### The exercise
Extract every line that includes the string "styles".

### Source data
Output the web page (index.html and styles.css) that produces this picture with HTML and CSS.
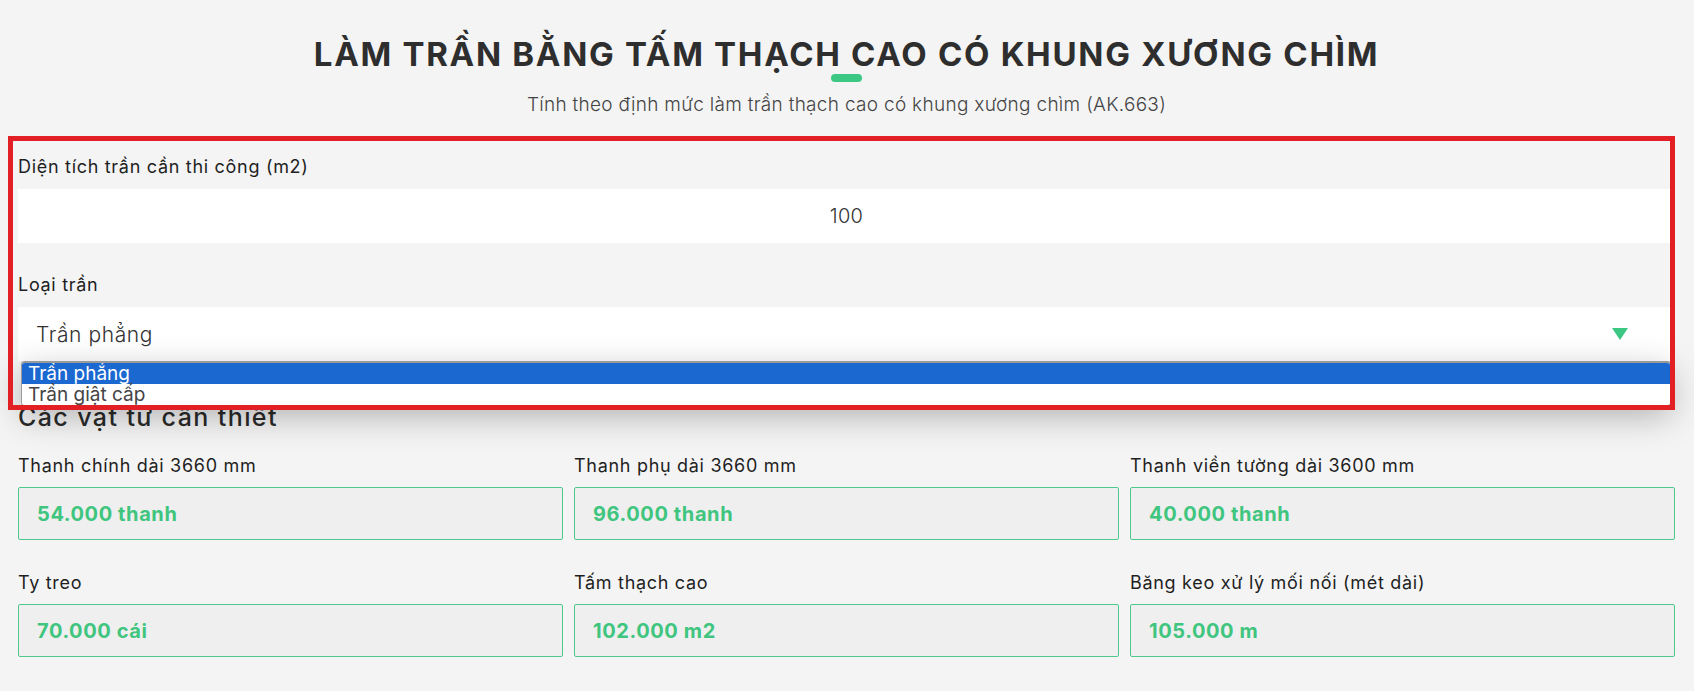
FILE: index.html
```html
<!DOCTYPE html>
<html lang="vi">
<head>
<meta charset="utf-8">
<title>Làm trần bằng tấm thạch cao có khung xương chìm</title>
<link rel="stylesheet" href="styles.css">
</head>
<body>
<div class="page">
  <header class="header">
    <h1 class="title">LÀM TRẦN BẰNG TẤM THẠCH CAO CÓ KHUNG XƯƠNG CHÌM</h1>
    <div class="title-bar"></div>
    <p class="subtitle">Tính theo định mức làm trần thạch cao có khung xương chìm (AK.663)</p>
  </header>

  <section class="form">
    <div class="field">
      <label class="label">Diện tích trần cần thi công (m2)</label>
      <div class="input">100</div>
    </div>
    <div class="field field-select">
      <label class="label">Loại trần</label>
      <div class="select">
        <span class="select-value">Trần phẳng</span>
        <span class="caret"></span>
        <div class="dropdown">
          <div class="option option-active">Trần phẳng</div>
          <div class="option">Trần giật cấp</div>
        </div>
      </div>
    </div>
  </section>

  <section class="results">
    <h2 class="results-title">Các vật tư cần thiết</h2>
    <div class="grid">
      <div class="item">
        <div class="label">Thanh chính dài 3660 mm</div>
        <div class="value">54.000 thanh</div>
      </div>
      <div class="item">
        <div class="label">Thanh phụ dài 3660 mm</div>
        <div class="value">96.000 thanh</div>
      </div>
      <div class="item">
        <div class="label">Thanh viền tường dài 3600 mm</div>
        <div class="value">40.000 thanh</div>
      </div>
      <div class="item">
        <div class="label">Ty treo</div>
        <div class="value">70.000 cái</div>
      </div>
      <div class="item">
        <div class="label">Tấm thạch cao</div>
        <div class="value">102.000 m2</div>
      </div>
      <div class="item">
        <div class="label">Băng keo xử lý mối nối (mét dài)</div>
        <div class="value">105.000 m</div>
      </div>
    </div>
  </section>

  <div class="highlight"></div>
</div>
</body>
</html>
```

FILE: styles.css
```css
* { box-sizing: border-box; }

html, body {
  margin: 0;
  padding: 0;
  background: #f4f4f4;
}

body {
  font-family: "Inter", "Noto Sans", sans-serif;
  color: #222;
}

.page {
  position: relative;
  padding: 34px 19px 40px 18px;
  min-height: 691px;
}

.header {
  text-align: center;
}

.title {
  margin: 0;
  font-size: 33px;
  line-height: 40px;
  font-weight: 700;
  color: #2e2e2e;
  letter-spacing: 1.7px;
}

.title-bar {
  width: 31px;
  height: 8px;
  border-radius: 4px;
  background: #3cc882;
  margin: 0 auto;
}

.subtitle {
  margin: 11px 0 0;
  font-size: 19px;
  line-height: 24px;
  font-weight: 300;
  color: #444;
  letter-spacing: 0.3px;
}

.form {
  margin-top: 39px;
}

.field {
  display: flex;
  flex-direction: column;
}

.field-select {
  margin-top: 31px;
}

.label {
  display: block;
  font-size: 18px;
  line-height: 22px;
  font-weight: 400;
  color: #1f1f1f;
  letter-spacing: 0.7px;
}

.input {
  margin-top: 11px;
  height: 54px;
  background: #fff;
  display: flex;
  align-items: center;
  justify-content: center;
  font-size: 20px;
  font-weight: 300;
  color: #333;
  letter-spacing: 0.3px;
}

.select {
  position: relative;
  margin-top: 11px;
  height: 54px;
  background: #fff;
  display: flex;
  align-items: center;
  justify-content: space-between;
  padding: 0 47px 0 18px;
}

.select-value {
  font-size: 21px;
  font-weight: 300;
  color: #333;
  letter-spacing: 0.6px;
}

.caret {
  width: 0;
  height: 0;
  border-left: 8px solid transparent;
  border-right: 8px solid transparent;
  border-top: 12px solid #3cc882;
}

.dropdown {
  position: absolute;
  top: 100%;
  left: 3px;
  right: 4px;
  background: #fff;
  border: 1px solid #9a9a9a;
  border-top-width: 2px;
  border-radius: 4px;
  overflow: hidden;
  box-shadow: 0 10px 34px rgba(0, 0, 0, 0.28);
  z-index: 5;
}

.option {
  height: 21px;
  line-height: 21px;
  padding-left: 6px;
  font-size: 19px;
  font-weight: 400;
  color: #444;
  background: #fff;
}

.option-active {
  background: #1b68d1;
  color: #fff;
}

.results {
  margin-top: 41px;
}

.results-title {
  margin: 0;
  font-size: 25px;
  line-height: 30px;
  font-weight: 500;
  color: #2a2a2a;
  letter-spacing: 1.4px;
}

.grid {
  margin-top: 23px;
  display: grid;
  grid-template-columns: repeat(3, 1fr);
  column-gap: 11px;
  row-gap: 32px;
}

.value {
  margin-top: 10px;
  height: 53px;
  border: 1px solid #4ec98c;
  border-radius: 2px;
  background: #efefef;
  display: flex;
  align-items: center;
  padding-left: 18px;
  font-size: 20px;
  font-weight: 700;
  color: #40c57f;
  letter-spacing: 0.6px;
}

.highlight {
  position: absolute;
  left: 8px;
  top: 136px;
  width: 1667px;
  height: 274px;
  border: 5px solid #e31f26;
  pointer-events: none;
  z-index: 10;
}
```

### Answer to the task
Output the web page (index.html and styles.css) that produces this picture with HTML and CSS.
<link rel="stylesheet" href="styles.css">
FILE: styles.css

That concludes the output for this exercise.